Bryanne E. Mitchell
3 min readJul 5, 2020
Photo by Sai De Silva on Unsplash

I like to say, “If I can’t bring my kid, then I’m not coming,” when it comes to fun stuff, but I get so frustrated when people insist that I bring my son with me on business, even after I establish that I can't make a meeting happen because I don’t have a babysitter. I get it, you think it’s the nice thing to do, I know.

But I cannot get any business done while simultaneously chasing my 2 year old around, trying to stop him from touching the fragile items in the room, stopping him from putting things in his mouth that you haven’t picked up off the floor, trying to ensure that he’s safe in a space that you haven’t given any thought to toddler-proofing before you decided it was “nonsense” for me to find a babysitter.

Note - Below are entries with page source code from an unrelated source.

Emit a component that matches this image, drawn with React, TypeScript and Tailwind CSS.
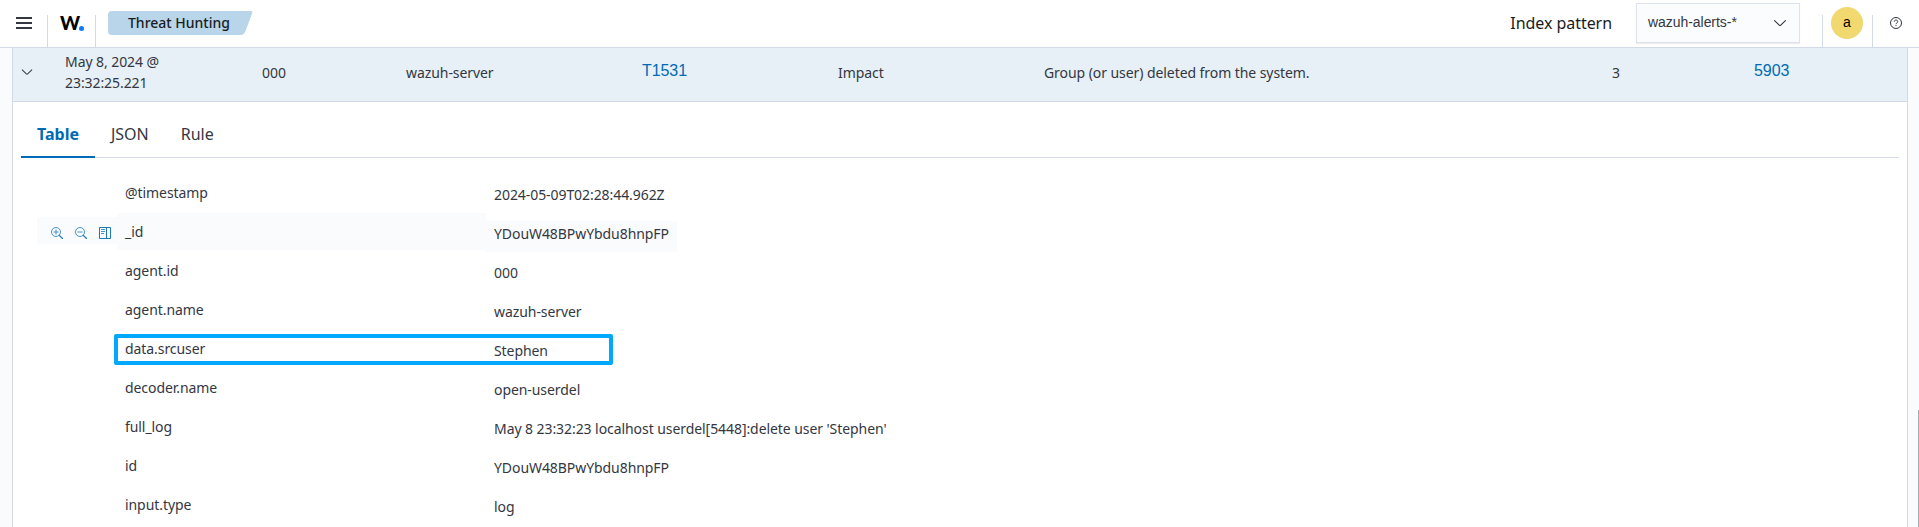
import React from "react";

type Field = { name: string; value: string; hovered?: boolean; highlighted?: boolean };

const fields: Field[] = [
  { name: "@timestamp", value: "2024-05-09T02:28:44.962Z" },
  { name: "_id", value: "YDouW48BPwYbdu8hnpFP", hovered: true },
  { name: "agent.id", value: "000" },
  { name: "agent.name", value: "wazuh-server" },
  { name: "data.srcuser", value: "Stephen", highlighted: true },
  { name: "decoder.name", value: "open-userdel" },
  { name: "full_log", value: "May 8 23:32:23 localhost userdel[5448]:delete user 'Stephen'" },
  { name: "id", value: "YDouW48BPwYbdu8hnpFP" },
  { name: "input.type", value: "log" },
];

function Chevron({ className }: { className: string }) {
  return (
    <svg viewBox="0 0 16 16" className={className} fill="currentColor">
      <path d="M13.069 5.157 8.384 9.768a.546.546 0 0 1-.768 0L2.93 5.158a.552.552 0 0 0-.771 0 .53.53 0 0 0 0 .759l4.684 4.61a1.65 1.65 0 0 0 2.312 0l4.684-4.61a.53.53 0 0 0 0-.76.552.552 0 0 0-.771 0Z" />
    </svg>
  );
}

function Magnify({ plus }: { plus?: boolean }) {
  return (
    <svg viewBox="0 0 12 12" className="h-3 w-3" fill="none" stroke="currentColor" strokeWidth="0.8">
      <circle cx="5" cy="5" r="4.5" />
      <path d="M2.5 5h5" />
      {plus && <path d="M5 2.5v5" />}
      <path d="M8.3 8.3l3.2 3.2" strokeWidth="1.2" strokeLinecap="round" />
    </svg>
  );
}

function ColumnToggle() {
  return (
    <svg viewBox="0 0 12 12" className="h-3 w-3" fill="none" stroke="currentColor" strokeWidth="1">
      <path d="M.5.5h11v11H.5zM7.5.5v11" />
      <path d="M2 2.5h4M2 4.500h4M2 6.500h3" strokeWidth="0.8" />
    </svg>
  );
}

function Header() {
  return (
    <header className="flex h-12 shrink-0 border-b border-[#d3dae6] bg-white">
      <div className="flex w-12 items-end">
        <div className="flex h-[47px] flex-1 flex-col pt-[17px] pl-4">
          <div className="flex w-4 flex-col gap-[3px]">
            <span className="h-0.5 bg-[#343741]" />
            <span className="h-0.5 bg-[#343741]" />
            <span className="h-0.5 bg-[#343741]" />
          </div>
        </div>
        <span className="h-8 w-px shrink-0 bg-[#d3dae6]" />
      </div>
      <div className="flex w-12 items-end">
        <div className="flex h-[47px] flex-1 pt-[9px] pl-3 font-['Lato'] text-[19px] leading-[28px] font-black text-black">
          <span className="w-[19px]">W</span>
          <span className="mt-[17px] h-[5px] w-[5px] rounded-full bg-[#0b7cff]" />
        </div>
        <span className="h-8 w-px shrink-0 bg-[#d3dae6]" />
      </div>
      <div className="relative mt-[11px] ml-3 h-6 w-[145px]">
        <svg viewBox="0 0 145 24" className="absolute inset-0 h-6 w-[145px]">
          <path d="M4 0h138.500q2.500 0 1.600 2.400L137.500 20q-1.600 4-5 4H4q-4 0-4-4V4q0-4 4-4z" fill="#b8d5e9" />
        </svg>
        <span className="relative block pl-5 text-sm leading-[24px] font-medium text-[#1a1c21]">Threat Hunting</span>
      </div>
      <div className="flex-1" />
      <span className="mt-[11px] mr-[24px] text-base leading-6 tracking-[-0.05px] text-[#1a1c21]">Index pattern</span>
      <div className="mt-[3px] flex h-10 w-[164px] justify-between border border-[#dde2ec] bg-[#fbfcfd] pr-[11px] pl-[11px] shadow-[0_1px_1px_rgba(152,162,179,0.2)]">
        <span className="pt-2 font-['Liberation_Sans'] text-sm leading-[21px] tracking-[-0.05px] text-[#343741]">
          wazuh-alerts-*
        </span>
        <Chevron className="mt-[11px] h-4 w-4 text-[#343741]" />
      </div>
      <div className="ml-[22px] flex w-[51px] items-end justify-between">
        <span className="h-8 w-px bg-[#d3dae6]" />
        <span className="mr-px mb-2 flex h-8 w-8 items-center justify-center rounded-full bg-[#f1d86f] pb-0.5 font-['Liberation_Sans'] text-sm text-black">
          a
        </span>
        <span className="h-8 w-px bg-[#d3dae6]" />
      </div>
      <svg viewBox="0 0 12 12" className="mt-[17px] mr-[17px] ml-[17px] h-3 w-3 text-[#343741]" fill="none" stroke="currentColor">
        <circle cx="6" cy="6" r="5.500" />
        <path d="M4.300 4.700c0-2.200 3.400-2.200 3.400 0 0 1.200-1.700 1.200-1.700 2.500M6 8.200v1" />
      </svg>
    </header>
  );
}

function EventRow() {
  return (
    <div className="flex h-[54px] shrink-0 border-b border-[#d3dae6] bg-[#e6f0f6] pt-[14px] text-sm leading-[21px] tracking-[-0.07px]">
      <Chevron className="mt-[3px] ml-[7px] h-3.5 w-3.5" />
      <span className="-mt-[11px] ml-[31px] w-[197px]">
        May 8, 2024 @<br />
        23:32:25.221
      </span>
      <span className="w-[144px]">000</span>
      <span className="w-[236px]">wazuh-server</span>
      <a className="-mt-[3px] w-[196px] font-['Liberation_Sans'] text-base leading-6 text-[#006bb4]">T1531</a>
      <span className="w-[206px]">Impact</span>
      <span className="w-[568px]">Group (or user) deleted from the system.</span>
      <span className="w-[142px]">3</span>
      <a className="-mt-[3px] font-['Liberation_Sans'] text-base leading-6 text-[#006bb4]">5903</a>
    </div>
  );
}

function Tabs() {
  return (
    <div className="mt-4 mr-2 ml-2 flex h-10 shrink-0 border-b border-[#d3dae6] text-base leading-6">
      <div className="-mb-px h-10 border-b-2 border-[#006bb4] px-4 pt-1 font-bold text-[#006bb4]">Table</div>
      <div className="px-4 pt-1">JSON</div>
      <div className="px-4 pt-1">Rule</div>
    </div>
  );
}

function FieldRow({ name, value, hovered, highlighted }: Field) {
  return (
    <div className="relative flex h-[39px] shrink-0 pl-6 text-sm leading-[21px] tracking-[-0.07px]">
      <div className="w-20 pt-1">
        {hovered && (
          <div className="flex h-[27px] gap-3 bg-[#fafbfd] pt-[10px] pl-[14px] text-[#1b79bb]">
            <Magnify plus />
            <Magnify />
            <ColumnToggle />
          </div>
        )}
      </div>
      <div className="w-[369px]">
        <div className={hovered ? "h-[37px] bg-[#fafbfd] pt-2 pl-2" : "h-[37px] pt-2 pl-2"}>{name}</div>
      </div>
      <div className="pt-2">
        <div className={hovered ? "h-[31px] bg-[#fafbfd] px-2 pt-0.5" : "h-[31px] px-2 pt-0.5"}>{value}</div>
      </div>
      {highlighted && (
        <div className="absolute top-1 left-[101px] h-[31px] w-[499px] rounded-[2px] border-4 border-[#00a9ff]" />
      )}
    </div>
  );
}

export default function App() {
  return (
    <div className="flex h-[527px] w-full flex-col overflow-hidden bg-[#fafbfd] font-['Noto_Sans',sans-serif] text-[#343741]">
      <Header />
      <div className="flex min-h-0 flex-1">
        <main className="ml-3 flex w-[1896px] flex-col overflow-hidden border-x border-[#d3dae6] bg-white">
          <EventRow />
          <Tabs />
          <div className="mt-4 flex flex-col">
            {fields.map((f, i) => (
              <FieldRow key={i} {...f} />
            ))}
          </div>
        </main>
        <div className="flex flex-1 items-end justify-end">
          <div className="h-[117px] w-px bg-[#a9abb2]" />
        </div>
      </div>
    </div>
  );
}
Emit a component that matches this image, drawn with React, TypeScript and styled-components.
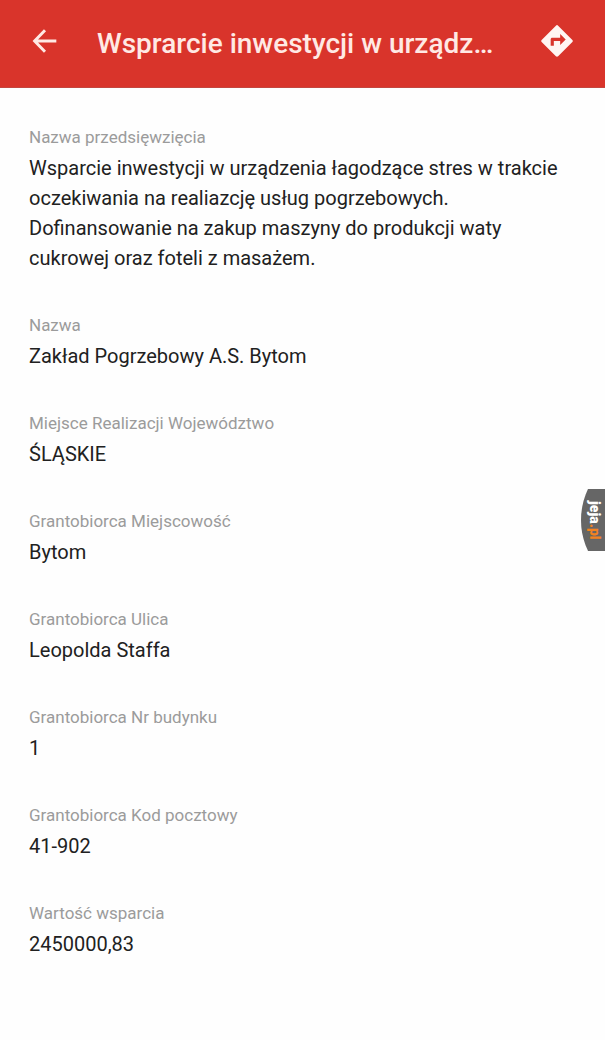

If I can control the environment, that’s one thing. Like, if we meet at one of my offices or in a neutral, safe, kid-friendly space – sure, let the kid roam free.

But I can’t bring a 2 year old to meet with you for 4 hours at a coffee shop. There’s not much there for him to do and I can’t strap him into his stroller for four hours just to keep and eye on him. That’s just not cool.

I can’t bring a two year old to meet with you in a downtown basement bar at 7pm.

I can’t bring my two year old and let him roam free in your studio full of $10K worth of equipment. I can’t and I won’t.

On top of all of those facts, childcare is not free.

It costs a great deal of time and money to be galavanting around town without your kids as parent. If our meeting doesn’t make me any money and I have to sacrifice my resources (money spent on childcare, time spent away from my family, etc.) to be present, then the meeting had better be something worth my time.

This is the main reason why I try my best not to meet with people in person. If the purpose of this meeting is not to exchange cash, exchange physical assets, or anything that would require me to be physically present, then a phone call or email will suffice.

I usually leave my son with his Daddy while I’m conducting business because no one is going to step in and mind him while I focus on the project at hand. They usually just insist you bring your child, scowl when the child does something unsavory, and then just watch you struggle to chase the child around, get the child to sit and eat, etc. Why would anyone think I’d want that while I’m trying to beast a business presentation?

When childless people say, “No, bring your kid! That’s totally fine!” they usually don’t actually mean that bringing your kid is a non-issue. They don’t actually know what they mean. They’re just trying to be nice or they just don’t have the time, capacity, or patience to reschedule.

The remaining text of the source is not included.